何を高く評価し、何を批判しているのか。課題文の中からその要素を発見しよう。「教養」について「自分を客観化し、自分と社会の関係を見つめてより正しい解決を選び取る」ことに、筆者がプラスの評価をしている点を読み取れただろうか。
「それまで」の事態が、「きっかけ」を境にして、「結果」へと変化する。教養は一部の人のものだったが、教育の普及や経済の安定に加えて情報が行き渡ることによって、社会全ての人びとが教養を持つことになった。一部の人から全ての人へ。変化を追跡することで、筆者が大切にしている点をしっかりと読み取ろう。
「あなたの考えを述べなさい」という問いに対しては、自分の視点を示す必要がある。そのために何をすべきかを解説する。
筆者の意見を繰り返すだけの文章や反対するだけの文章は、採点の対象とならない。
大切なのは、自分の視点を示すこと。視点とは、自分の立場を示すこと。記事「文章読解型小論文の回答例(悪い例・良い例)」の良い例では、「現代社会」を「情報化社会」と位置づけて、そこを生き抜く立場を示した。「情報化社会」の危険を回避し、よりよく暮らすためにこそ「教養」が必要となるという意見にまとめた。
自分の視点から論述することで、「あなたの考え」という設問上の条件がクリアしやすくなるはずだ。
筆者は、どんな時代を想定して文章を書いているだろうか。筆者は、どんな人びとを対象に文章を書いているだろうか。それを考えてみよう。課題となる文章は、民主主義が誕生するプロセス時代を軸に、現代までの人びとの政治的な関わり方が書かれているようだ。対象とする時代や人びとを想定してみることで、〈視点〉はまとめやすくなるはずだ。
現代社会の特徴を学ぶことで、〈視点〉が立てやすくなる。日頃から積極的に学習してみよう。
文章を書き進める上で注意したいのが「表現上のポイント」。いわゆる「文体」の整え方である。
文末の表現。

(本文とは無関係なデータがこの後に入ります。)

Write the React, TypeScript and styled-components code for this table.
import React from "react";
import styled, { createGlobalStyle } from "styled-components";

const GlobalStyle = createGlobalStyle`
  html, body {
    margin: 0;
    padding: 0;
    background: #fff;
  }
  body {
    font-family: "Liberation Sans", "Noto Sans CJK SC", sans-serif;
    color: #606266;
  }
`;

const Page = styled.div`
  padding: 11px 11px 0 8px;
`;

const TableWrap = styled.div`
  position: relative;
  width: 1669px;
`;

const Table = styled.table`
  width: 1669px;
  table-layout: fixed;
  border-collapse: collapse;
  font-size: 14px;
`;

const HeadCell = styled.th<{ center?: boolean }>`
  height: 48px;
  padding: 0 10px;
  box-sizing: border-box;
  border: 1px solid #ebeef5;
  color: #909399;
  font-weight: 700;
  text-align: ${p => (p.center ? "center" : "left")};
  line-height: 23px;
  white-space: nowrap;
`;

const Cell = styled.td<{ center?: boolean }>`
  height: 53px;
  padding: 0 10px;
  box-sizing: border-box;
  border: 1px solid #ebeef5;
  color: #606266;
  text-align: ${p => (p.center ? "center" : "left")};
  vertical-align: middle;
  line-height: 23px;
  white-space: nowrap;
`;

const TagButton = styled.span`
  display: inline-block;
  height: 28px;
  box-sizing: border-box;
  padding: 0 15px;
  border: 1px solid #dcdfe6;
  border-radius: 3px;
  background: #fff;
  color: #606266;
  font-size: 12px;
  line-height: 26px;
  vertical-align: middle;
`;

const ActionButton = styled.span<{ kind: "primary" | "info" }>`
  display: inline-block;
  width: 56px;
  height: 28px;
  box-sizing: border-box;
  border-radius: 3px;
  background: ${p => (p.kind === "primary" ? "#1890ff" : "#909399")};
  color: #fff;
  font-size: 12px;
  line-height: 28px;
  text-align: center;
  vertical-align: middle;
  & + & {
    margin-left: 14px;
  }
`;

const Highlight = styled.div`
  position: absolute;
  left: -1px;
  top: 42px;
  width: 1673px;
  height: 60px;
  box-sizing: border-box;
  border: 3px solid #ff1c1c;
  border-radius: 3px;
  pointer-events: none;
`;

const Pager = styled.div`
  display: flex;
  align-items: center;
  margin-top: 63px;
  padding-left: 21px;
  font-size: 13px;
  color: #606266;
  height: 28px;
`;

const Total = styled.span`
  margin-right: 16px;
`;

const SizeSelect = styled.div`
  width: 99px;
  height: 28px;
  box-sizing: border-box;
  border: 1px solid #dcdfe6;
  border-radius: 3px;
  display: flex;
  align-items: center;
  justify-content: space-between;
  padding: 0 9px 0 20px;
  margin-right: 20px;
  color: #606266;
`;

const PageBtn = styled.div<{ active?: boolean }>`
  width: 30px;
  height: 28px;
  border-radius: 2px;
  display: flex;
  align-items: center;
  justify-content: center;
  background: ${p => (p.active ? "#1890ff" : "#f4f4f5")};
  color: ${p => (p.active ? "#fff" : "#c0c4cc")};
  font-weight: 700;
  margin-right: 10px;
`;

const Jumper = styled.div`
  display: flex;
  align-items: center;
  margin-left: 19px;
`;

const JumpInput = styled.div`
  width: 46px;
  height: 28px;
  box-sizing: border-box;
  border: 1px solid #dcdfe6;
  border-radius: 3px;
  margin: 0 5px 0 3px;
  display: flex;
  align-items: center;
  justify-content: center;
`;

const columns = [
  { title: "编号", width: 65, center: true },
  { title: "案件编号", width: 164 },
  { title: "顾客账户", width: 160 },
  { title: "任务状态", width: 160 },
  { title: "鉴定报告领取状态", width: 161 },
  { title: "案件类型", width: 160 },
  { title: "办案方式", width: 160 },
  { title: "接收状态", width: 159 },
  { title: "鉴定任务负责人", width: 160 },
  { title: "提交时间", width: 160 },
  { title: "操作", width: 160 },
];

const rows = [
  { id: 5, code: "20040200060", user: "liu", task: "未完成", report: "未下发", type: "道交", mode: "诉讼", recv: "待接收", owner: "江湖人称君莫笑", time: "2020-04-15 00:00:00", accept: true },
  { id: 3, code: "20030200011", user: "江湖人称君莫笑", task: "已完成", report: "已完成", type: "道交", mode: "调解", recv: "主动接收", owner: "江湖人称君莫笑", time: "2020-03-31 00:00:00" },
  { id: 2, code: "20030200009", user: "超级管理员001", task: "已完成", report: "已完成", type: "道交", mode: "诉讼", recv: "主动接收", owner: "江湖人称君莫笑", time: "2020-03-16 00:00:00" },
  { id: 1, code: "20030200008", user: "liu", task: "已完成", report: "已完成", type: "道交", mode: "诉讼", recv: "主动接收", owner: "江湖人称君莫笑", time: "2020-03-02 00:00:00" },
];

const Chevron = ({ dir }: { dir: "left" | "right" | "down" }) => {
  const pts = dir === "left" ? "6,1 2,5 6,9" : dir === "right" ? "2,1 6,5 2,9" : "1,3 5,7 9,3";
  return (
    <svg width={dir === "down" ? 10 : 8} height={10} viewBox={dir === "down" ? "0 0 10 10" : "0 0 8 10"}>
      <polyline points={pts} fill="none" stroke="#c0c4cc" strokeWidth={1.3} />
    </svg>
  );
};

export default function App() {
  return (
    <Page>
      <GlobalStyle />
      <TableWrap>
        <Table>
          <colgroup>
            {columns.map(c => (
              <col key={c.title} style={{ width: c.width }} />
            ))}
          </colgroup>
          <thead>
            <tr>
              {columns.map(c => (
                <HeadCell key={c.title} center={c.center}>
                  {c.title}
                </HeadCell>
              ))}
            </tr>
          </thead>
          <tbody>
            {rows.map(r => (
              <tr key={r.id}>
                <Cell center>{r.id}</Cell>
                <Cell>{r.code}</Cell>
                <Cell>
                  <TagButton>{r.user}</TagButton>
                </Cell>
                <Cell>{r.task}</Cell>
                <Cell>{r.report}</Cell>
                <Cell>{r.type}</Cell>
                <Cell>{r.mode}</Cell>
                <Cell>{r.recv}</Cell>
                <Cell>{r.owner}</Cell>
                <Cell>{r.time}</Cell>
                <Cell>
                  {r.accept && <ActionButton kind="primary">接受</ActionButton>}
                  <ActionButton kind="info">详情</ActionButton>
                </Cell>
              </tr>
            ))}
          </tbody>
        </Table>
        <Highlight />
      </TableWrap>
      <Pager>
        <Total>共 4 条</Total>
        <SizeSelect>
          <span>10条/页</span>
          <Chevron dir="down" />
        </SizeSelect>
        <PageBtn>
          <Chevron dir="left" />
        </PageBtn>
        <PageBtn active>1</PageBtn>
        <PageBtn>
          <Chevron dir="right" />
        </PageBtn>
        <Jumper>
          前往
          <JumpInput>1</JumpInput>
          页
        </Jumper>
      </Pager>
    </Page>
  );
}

「私はその意見に賛成します」という「です・ます」調よりは、「私はその意見に賛成だ」という「だ・である」調で統一しよう。
「筆者はそのことに関心を持っているのだと思う。」という文から「と思う」を除去してみる。そのことで文に切れ味が生まれる。確信が持てない内容の場合には「筆者はそのことに関心を持っているのだろう。」と推量形でしめくくればよい。
強調したい箇所にきたら、疑問形を使ってみよう。「筆者はそのことに関心を持っているのではないだろうか。」という具合だ。使いすぎには注意したい。
「教養を身につける」ことがなぜ必要なのか。それが、問われている。それに対する「あなたの意見」を、どこに書けばよいのだろうか。
冒頭に示す。それがベスト。問われていることは、最初に答える。簡潔に答える。筆者の意見の賛同すべき(反対したい)ポイントとともに、示す。
段落を改めて、自分の考えをしっかりと述べよう。
冒頭に設問対応をすることで、文章のバランスが引き締まる。よく考えてから書き始める訓練にもなる。
書き終える前に、自分の意見を読み直してみよう。何か不足しているところはないだろうか。筆者の意見に対して触れていなかった点はないだろうか。不足しているポイントを、「提案」というスタイルで書き記すことで、文章の結末を作ってみよう。
記事「文章読解型小論文の回答例(悪い例・良い例)」の良い例では、政治的関心と教養の関係に触れながら、「情報」を焦点として意見を整理。その上で「学習機会を社会全体に積極的に提供すべきだ」と提案した。提案スタイルの末尾は、文を締めくくりやすいのだ。